>>>
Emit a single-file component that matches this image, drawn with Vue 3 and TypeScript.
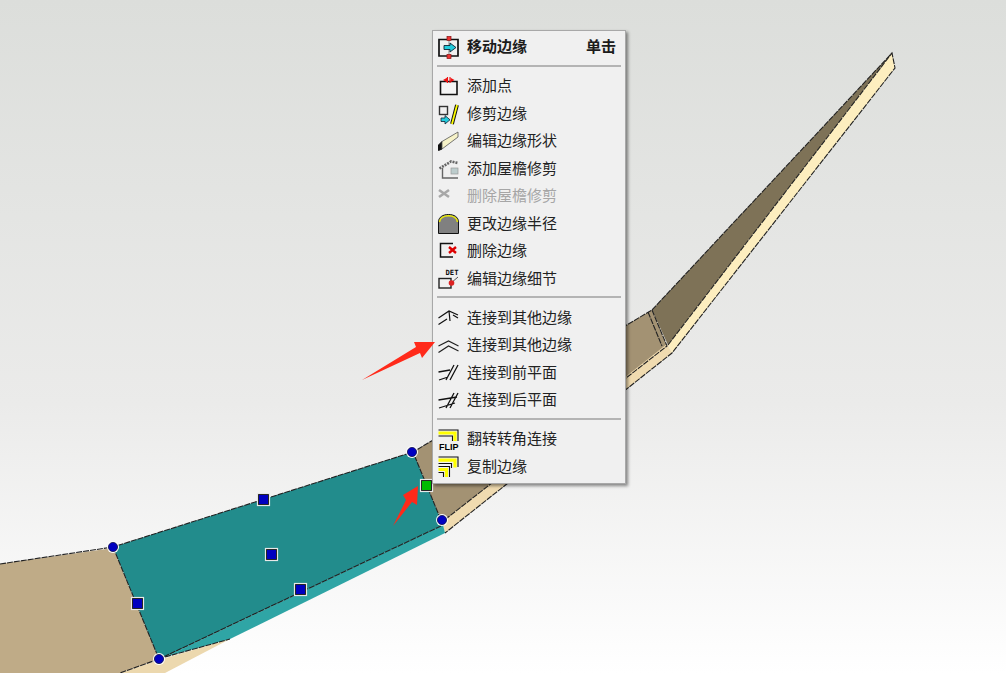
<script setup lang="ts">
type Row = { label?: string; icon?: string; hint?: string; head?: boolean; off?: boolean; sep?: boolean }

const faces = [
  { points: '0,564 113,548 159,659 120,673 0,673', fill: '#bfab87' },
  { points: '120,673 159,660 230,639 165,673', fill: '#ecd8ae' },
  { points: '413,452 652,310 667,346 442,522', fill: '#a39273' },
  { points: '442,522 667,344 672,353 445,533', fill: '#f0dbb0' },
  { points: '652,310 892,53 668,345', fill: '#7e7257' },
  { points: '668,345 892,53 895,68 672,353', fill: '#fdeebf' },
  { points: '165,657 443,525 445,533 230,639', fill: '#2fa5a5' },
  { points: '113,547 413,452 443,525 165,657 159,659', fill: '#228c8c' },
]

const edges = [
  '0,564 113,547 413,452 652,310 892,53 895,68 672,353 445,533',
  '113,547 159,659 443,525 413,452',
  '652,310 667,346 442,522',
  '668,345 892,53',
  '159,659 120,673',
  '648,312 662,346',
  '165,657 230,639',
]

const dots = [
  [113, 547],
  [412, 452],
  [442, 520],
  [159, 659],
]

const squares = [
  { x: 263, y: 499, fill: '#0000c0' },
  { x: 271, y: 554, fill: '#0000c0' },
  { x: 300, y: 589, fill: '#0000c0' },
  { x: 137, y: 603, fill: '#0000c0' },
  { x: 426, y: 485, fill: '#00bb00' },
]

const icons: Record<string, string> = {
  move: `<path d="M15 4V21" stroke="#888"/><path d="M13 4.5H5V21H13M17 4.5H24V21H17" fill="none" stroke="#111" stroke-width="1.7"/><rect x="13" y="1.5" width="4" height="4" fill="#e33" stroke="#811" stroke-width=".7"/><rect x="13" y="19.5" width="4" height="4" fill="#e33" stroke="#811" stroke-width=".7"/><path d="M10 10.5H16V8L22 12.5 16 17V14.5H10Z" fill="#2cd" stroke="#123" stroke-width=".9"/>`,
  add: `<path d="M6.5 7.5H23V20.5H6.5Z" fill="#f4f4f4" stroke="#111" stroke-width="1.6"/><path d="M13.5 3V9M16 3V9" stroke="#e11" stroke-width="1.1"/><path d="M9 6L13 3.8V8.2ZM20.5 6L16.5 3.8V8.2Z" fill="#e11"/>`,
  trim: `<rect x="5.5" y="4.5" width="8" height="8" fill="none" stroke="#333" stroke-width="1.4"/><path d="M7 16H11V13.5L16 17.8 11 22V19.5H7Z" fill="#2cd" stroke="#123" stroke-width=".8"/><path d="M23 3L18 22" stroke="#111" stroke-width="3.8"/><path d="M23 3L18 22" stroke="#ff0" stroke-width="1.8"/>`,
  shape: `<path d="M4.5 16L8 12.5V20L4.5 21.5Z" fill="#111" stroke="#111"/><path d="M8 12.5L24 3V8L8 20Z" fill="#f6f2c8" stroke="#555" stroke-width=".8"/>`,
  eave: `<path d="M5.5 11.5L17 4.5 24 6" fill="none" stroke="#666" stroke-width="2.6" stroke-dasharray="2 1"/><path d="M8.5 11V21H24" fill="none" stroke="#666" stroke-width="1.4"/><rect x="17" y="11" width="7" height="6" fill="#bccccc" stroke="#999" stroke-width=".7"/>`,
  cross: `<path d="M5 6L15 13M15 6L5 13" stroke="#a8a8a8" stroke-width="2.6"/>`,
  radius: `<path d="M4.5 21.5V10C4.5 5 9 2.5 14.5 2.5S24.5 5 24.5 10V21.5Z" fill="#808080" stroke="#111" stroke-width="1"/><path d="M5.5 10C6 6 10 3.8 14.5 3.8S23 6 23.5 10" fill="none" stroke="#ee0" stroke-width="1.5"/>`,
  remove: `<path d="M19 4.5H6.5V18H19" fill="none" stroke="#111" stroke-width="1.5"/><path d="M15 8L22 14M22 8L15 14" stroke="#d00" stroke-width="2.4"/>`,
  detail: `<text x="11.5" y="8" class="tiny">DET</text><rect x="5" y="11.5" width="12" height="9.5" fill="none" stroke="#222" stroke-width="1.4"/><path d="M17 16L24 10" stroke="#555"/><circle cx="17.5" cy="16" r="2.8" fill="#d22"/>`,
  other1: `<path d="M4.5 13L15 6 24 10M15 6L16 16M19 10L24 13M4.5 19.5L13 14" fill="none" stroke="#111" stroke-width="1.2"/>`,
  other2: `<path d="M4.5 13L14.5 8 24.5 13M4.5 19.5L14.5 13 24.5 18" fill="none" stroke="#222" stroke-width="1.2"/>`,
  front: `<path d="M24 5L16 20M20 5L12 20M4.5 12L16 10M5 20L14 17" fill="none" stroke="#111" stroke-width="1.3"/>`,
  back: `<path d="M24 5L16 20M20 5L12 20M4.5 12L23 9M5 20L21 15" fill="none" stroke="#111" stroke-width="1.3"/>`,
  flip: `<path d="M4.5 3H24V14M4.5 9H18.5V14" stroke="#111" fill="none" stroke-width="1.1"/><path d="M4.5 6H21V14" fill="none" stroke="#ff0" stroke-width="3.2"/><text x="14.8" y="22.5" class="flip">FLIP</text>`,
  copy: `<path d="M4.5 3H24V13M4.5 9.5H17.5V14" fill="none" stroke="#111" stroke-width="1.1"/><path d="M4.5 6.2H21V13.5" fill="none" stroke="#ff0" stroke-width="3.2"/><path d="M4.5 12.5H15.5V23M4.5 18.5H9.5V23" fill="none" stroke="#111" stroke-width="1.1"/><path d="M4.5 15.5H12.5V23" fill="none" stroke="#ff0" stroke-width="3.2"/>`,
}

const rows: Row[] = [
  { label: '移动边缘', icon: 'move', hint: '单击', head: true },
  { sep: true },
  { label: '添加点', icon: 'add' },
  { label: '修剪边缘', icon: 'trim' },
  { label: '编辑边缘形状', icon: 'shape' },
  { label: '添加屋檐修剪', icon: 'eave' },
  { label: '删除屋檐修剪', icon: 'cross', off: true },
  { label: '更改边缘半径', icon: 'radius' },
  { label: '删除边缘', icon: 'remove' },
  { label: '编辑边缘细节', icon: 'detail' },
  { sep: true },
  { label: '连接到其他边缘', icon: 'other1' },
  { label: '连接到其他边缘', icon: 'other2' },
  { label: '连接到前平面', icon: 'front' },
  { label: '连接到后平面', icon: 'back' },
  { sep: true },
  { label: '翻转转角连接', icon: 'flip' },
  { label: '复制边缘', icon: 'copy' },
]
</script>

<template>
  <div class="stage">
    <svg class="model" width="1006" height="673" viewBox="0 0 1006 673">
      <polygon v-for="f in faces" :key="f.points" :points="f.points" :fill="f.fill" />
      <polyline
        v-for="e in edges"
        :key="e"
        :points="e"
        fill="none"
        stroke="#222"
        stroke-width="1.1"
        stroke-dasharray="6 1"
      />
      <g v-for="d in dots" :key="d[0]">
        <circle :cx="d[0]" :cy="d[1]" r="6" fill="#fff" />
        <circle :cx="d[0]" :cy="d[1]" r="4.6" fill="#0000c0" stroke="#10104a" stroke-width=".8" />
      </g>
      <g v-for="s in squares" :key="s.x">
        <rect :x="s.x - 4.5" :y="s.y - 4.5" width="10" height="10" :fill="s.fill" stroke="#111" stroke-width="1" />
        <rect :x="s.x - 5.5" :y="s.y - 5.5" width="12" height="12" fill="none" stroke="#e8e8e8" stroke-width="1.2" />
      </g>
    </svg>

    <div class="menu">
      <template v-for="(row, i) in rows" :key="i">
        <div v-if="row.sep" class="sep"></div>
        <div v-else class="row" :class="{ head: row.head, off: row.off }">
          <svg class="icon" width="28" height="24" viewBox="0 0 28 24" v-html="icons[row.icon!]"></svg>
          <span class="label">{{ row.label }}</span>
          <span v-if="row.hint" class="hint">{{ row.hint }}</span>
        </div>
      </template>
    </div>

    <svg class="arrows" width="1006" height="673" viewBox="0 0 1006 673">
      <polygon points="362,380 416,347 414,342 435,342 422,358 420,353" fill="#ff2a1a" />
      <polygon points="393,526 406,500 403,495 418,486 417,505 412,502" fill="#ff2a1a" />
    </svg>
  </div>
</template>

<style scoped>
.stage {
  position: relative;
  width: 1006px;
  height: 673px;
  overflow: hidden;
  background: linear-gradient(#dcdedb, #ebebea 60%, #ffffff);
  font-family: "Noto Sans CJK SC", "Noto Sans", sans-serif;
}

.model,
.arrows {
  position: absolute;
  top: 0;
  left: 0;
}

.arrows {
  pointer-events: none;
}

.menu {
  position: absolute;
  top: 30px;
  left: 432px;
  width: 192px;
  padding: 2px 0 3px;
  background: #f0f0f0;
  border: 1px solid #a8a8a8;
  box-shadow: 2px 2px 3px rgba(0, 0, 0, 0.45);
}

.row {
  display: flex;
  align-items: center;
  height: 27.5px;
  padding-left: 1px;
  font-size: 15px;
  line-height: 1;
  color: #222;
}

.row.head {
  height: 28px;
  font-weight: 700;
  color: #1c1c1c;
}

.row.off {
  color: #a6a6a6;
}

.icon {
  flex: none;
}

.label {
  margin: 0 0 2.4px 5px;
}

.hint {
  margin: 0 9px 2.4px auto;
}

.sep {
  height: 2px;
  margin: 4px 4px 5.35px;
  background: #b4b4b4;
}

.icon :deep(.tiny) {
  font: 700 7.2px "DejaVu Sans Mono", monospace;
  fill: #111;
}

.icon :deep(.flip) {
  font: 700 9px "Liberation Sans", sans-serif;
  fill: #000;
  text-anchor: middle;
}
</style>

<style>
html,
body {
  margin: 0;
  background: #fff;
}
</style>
<<<
#### Task requirements:
Restate, line by line and word for word, everything from the top of the material through the line that contains "string; icon?: string;". Leave pictures out.

#### Correct response:
Emit a single-file component that matches this image, drawn with Vue 3 and TypeScript.
<script setup lang="ts">
type Row = { label?: string; icon?: string; hint?: string; head?: boolean; off?: boolean; sep?: boolean }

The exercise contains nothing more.